As reported elsewhere, delegates overwhelmingly passed a motion which ‘authorises the general secretary and Executive Committee to progress negotiations [with Unite] with the objective that these will ultimately lead to a transfer of engagements’.

Transport policy
Conference debated many motions seeking to shape our input into the debate about the future of travel.
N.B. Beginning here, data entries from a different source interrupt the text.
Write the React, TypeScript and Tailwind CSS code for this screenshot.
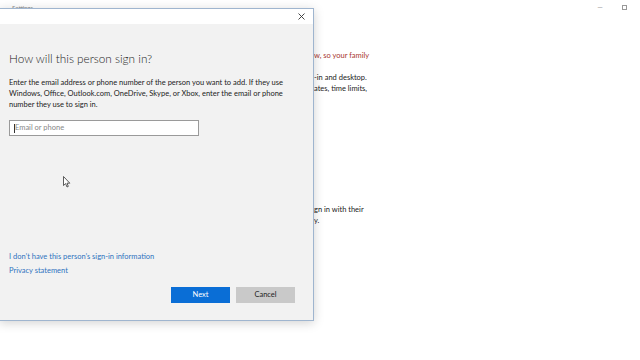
import React from "react";

const FONT = "font-['Lato','Liberation_Sans',sans-serif]";

function BackgroundWindow() {
  return (
    <div className={`flex h-[360px] w-[640px] flex-col bg-white text-[#222] ${FONT}`}>
      <div className="flex h-[14px] items-center justify-between pl-[12px] pr-[4px]">
        <span className="text-[6px] text-[#888]">Settings</span>
        <div className="flex items-center">
          <span className="flex w-[24px] justify-center text-[7px] text-[#999]">&#8212;</span>
          <span className="flex w-[24px] justify-center">
            <span className="h-[5px] w-[5px] border border-[#999]" />
          </span>
        </div>
      </div>
      {/* page text, only the part right of the dialog shows */}
      <div className="ml-[314px] flex flex-col pt-[36px] text-[7.5px] leading-[11px]">
        <p className="whitespace-nowrap text-[#a8362f]">w, so your family</p>
        <div className="mt-[11px] flex flex-col">
          <p className="whitespace-nowrap">-in and desktop.</p>
          <p className="whitespace-nowrap">ates, time limits,</p>
        </div>
        <div className="mt-[110px] flex flex-col">
          <p className="whitespace-nowrap">gn in with their</p>
          <p className="whitespace-nowrap">y.</p>
        </div>
      </div>
    </div>
  );
}

function Pointer() {
  return (
    <svg width="8" height="12" viewBox="0 0 8 12" className="absolute left-[63px] top-[176px]">
      <path d="M0.5 0.5 L0.5 9.5 L2.6 7.6 L4 11 L5.3 10.4 L4 7.2 L6.8 7.2 Z" fill="#fff" stroke="#333" strokeWidth="0.8" strokeLinejoin="round" />
    </svg>
  );
}

function SignInDialog() {
  return (
    <div
      className={`absolute left-[-1px] top-[8px] flex h-[313px] w-[315px] flex-col border border-[#9fb5cf] bg-[#f2f2f2] shadow-[0_2px_10px_rgba(0,0,0,0.18)] ${FONT}`}
    >
      <div className="flex h-[15px] items-center justify-end border-b border-white bg-white pr-[8px]">
        <svg width="7" height="7" viewBox="0 0 7 7">
          <path d="M0.5 0.5 L6.5 6.5 M6.5 0.5 L0.5 6.5" stroke="#333" strokeWidth="0.9" />
        </svg>
      </div>
      <div className="flex flex-1 flex-col pl-[9px] pr-[10px] pb-[17px]">
        <h1 className="mt-[27px] text-[11.75px] leading-[16px] font-light text-[#222]">
          How will this person sign in?
        </h1>
        <p className="mt-[10px] w-[285px] text-[7.5px] leading-[11px] text-[#222]">
          Enter the email address or phone number of the person you want to add. If they use
          Windows, Office, Outlook.com, OneDrive, Skype, or Xbox, enter the email or phone number
          they use to sign in.
        </p>
        <div className="mt-[10px] flex h-[16px] w-[190px] items-center border-[1.5px] border-[#9a9a9a] bg-white pl-[4px]">
          <span className="h-[9px] w-px bg-[#333]" />
          <span className="text-[7.5px] text-[#888]">Email or phone</span>
        </div>
        <div className="flex-1" />
        <div className="flex flex-col gap-[3.5px] text-[7.5px] leading-[11px] text-[#2f72bf]">
          <span>I don&#8217;t have this person&#8217;s sign-in information</span>
          <span>Privacy statement</span>
        </div>
        <div className="mt-[11px] flex justify-end gap-[6px] pr-[8px] text-[7.5px]">
          <button className="flex h-[16px] w-[59px] items-center justify-center bg-[#0a6ed6] text-white">
            Next
          </button>
          <button className="flex h-[16px] w-[59px] items-center justify-center bg-[#c9c9c9] text-[#222]">
            Cancel
          </button>
        </div>
      </div>
    </div>
  );
}

export default function App() {
  return (
    <div className="relative h-[360px] w-[640px] overflow-hidden bg-white">
      <BackgroundWindow />
      <SignInDialog />
      <Pointer />
    </div>
  );
}
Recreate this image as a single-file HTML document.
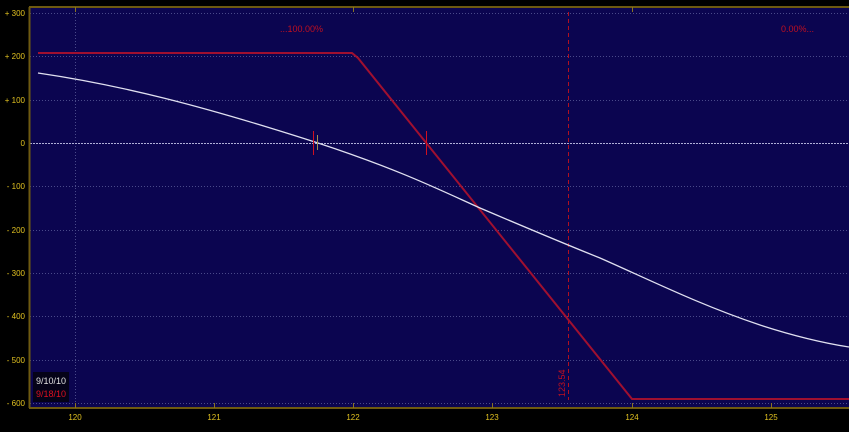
<!DOCTYPE html>
<html><head><meta charset="utf-8"><style>
html,body{margin:0;padding:0;background:#000;width:849px;height:432px;overflow:hidden}
svg{display:block;font-family:"Liberation Sans",sans-serif}
</style></head><body>
<svg width="849" height="432" viewBox="0 0 849 432">
<rect x="0" y="0" width="849" height="432" fill="#000"/>
<rect x="29" y="7" width="820" height="401" fill="#0b0550"/>
<g stroke="#4a4a8a" stroke-width="1" stroke-dasharray="1,2">
<line x1="30" y1="13.5" x2="849" y2="13.5"/>
<line x1="30" y1="56.5" x2="849" y2="56.5"/>
<line x1="30" y1="100.5" x2="849" y2="100.5"/>
<line x1="30" y1="186.5" x2="849" y2="186.5"/>
<line x1="30" y1="230.5" x2="849" y2="230.5"/>
<line x1="30" y1="273.5" x2="849" y2="273.5"/>
<line x1="30" y1="316.5" x2="849" y2="316.5"/>
<line x1="30" y1="360.5" x2="849" y2="360.5"/>
<line x1="30" y1="403.5" x2="849" y2="403.5"/>
<line x1="75.5" y1="8" x2="75.5" y2="408"/>
</g>
<line x1="30" y1="143.5" x2="849" y2="143.5" stroke="#b0b0d8" stroke-width="1" stroke-dasharray="2,1"/>
<line x1="568.5" y1="12" x2="568.5" y2="400" stroke="#b01020" stroke-width="1" stroke-dasharray="4,3"/>
<g stroke="#6e5a10" stroke-width="2">
<line x1="29" y1="7" x2="849" y2="7"/>
<line x1="29" y1="408" x2="849" y2="408"/>
<line x1="29.5" y1="7" x2="29.5" y2="408"/>
</g>
<g stroke="#8a7420" stroke-width="1">
<line x1="75.5" y1="7" x2="75.5" y2="12"/><line x1="353.5" y1="7" x2="353.5" y2="12"/><line x1="632.5" y1="7" x2="632.5" y2="12"/>
<line x1="75.5" y1="403" x2="75.5" y2="408"/><line x1="214.5" y1="403" x2="214.5" y2="408"/><line x1="353.5" y1="403" x2="353.5" y2="408"/><line x1="492.5" y1="403" x2="492.5" y2="408"/><line x1="632.5" y1="403" x2="632.5" y2="408"/><line x1="771.5" y1="403" x2="771.5" y2="408"/>
</g>
<polyline points="38,53 352,53 358,58 632,399 849,399" fill="none" stroke="#a01030" stroke-width="2"/>
<path d="M38,73 C120,85 200,105 318,143 C400,170 440,190 480,208 C520,225 560,242 600,258 C650,280 700,305 760,325 C800,338 830,344 849,347" fill="none" stroke="#e0e0f0" stroke-width="1.3"/>
<line x1="313.5" y1="131" x2="313.5" y2="155" stroke="#d01020" stroke-width="1"/>
<line x1="317.5" y1="135" x2="317.5" y2="150" stroke="#a09050" stroke-width="1"/>
<line x1="426.5" y1="131" x2="426.5" y2="155" stroke="#d01020" stroke-width="1"/>
<text x="280" y="32" fill="#c01020" font-size="9">...100.00%</text>
<text x="781" y="32" fill="#c01020" font-size="9">0.00%...</text>
<text x="0" y="0" fill="#c01020" font-size="9" transform="translate(565,397) rotate(-90)">123.54</text>
<g fill="#e0c020" font-size="8" text-anchor="end">
<text x="25" y="16">+ 300</text><text x="25" y="59">+ 200</text><text x="25" y="103">+ 100</text><text x="25" y="146">0</text>
<text x="25" y="189">- 100</text><text x="25" y="233">- 200</text><text x="25" y="276">- 300</text><text x="25" y="319">- 400</text><text x="25" y="363">- 500</text><text x="25" y="406">- 600</text>
</g>
<g fill="#e0c020" font-size="8" text-anchor="middle">
<text x="75" y="420">120</text><text x="214" y="420">121</text><text x="353" y="420">122</text><text x="492" y="420">123</text><text x="632" y="420">124</text><text x="771" y="420">125</text>
</g>
<rect x="33" y="372" width="36" height="30" fill="#050318"/>
<text x="36" y="384" fill="#e0e0e0" font-size="9">9/10/10</text>
<text x="36" y="397" fill="#e01020" font-size="9">9/18/10</text>
</svg>
</body></html>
Ian McDonald, of South Eastern (Kent) Branch argued that whilst the already-announced investment in electrification was welcome, given the time such upgrades take, many more steps were needed to achieve the modal shift to rail needed to meet the government’s environmental targets.

Delegates welcomed the campaigning initiatives of the last year and mandated the strengthening of many of these, such as the need to spread greater awareness of the ‘Rebuilding Rail’ report as a model for bringing the railways back into public ownership.

Others, such as Steve Halliwell, representing London South Western and Middlesex Branch successfully put the case that ATOC, TOCs, bus and other transport operators who receive public funds in any form should be compelled to make their accounts available for public scrutiny.
In terms of our own openness, a motion passed calling for a summary of Executive Committee meeting minutes to be published.

The effects of the McNulty cuts on safety were condemned, as were government attempts to further restrict workers’ rights both through dismissing them as merely ‘red tape’ or through financial charges limiting access to justice.

The failure of the government’s economic policy was attacked in many motions, with conference calling for policies which will generate jobs and growth, rather than attack services relied upon by ordinary working people.

A motion moved by Tim Price of Euston Branch called for greater inter- union working to maximise campaigns against the government’s failing austerity approach and to use our Labour affiliation to push for a more strident challenge to the failures of market-driven thinking.

Motions in opposition to the dismembering of the NHS by privatisation, for the Minimum Wage to be raised to the level of the Living Wage, for investment to create a million ‘green jobs’ and to oppose environmentally hazardous gas extraction via fracking were passed. A motion on deaths in police custody sparked much debate, with a call for incidents to be more thoroughly investigated ultimately being passed.

The pernicious practice of ‘blacklisting’ was also on the agenda, with Dimitris Phanos of TfL Central branch proposing a successful motion calling for it to become a criminal offence to engage in creating or using databases of ‘banned’ union activists to deny people work. Restrictions should be placed on firms that have used blacklisting, preventing them from receiving public contracts until they make amends of their actions.

Eileen Turnbull of the ‘Shrewsbury 24’ justice campaign followed up the issue in a fringe meeting, telling delegates of the shocking collusion between police, ministers and employers in the aftermath of the 1972 builders strike, which saw Ricky Tomlinson and other pickets sentenced to years in prison.

Conference also received a report-back from the delegation to Palestine and agreed to support the Boycotts, Divestment and Sanctions (BDS) movement to help secure justice there. Delegates approved a motion to raise awareness on the thirtieth anniversary of the massacre of Sikhs in India and to affiliate to the International Brigade Memorial Trust, remembering those who volunteered to fight fascism in Spain. 7

Election results for delegations to represent the union at events including TUC Congress and Labour Party conference were announced, with the results online at


Ghost train tour kicks off
Delegates braved wind and rain on a pre-breakfast campaigning session to launch the ‘Ghost Train tour’ at Glasgow Central station. Hundreds of commuters were handed postcards by activists, who received a warm reception from the travelling public.

The Ghost Train will be visiting stations up and down the country, highlighting the attacks on staff and services inspired by the McNulty Report. Many previous visits have drawn extensive local media coverage and support from local MPs and councillors - opening up a discussion with them which can serve members well on a range of issues.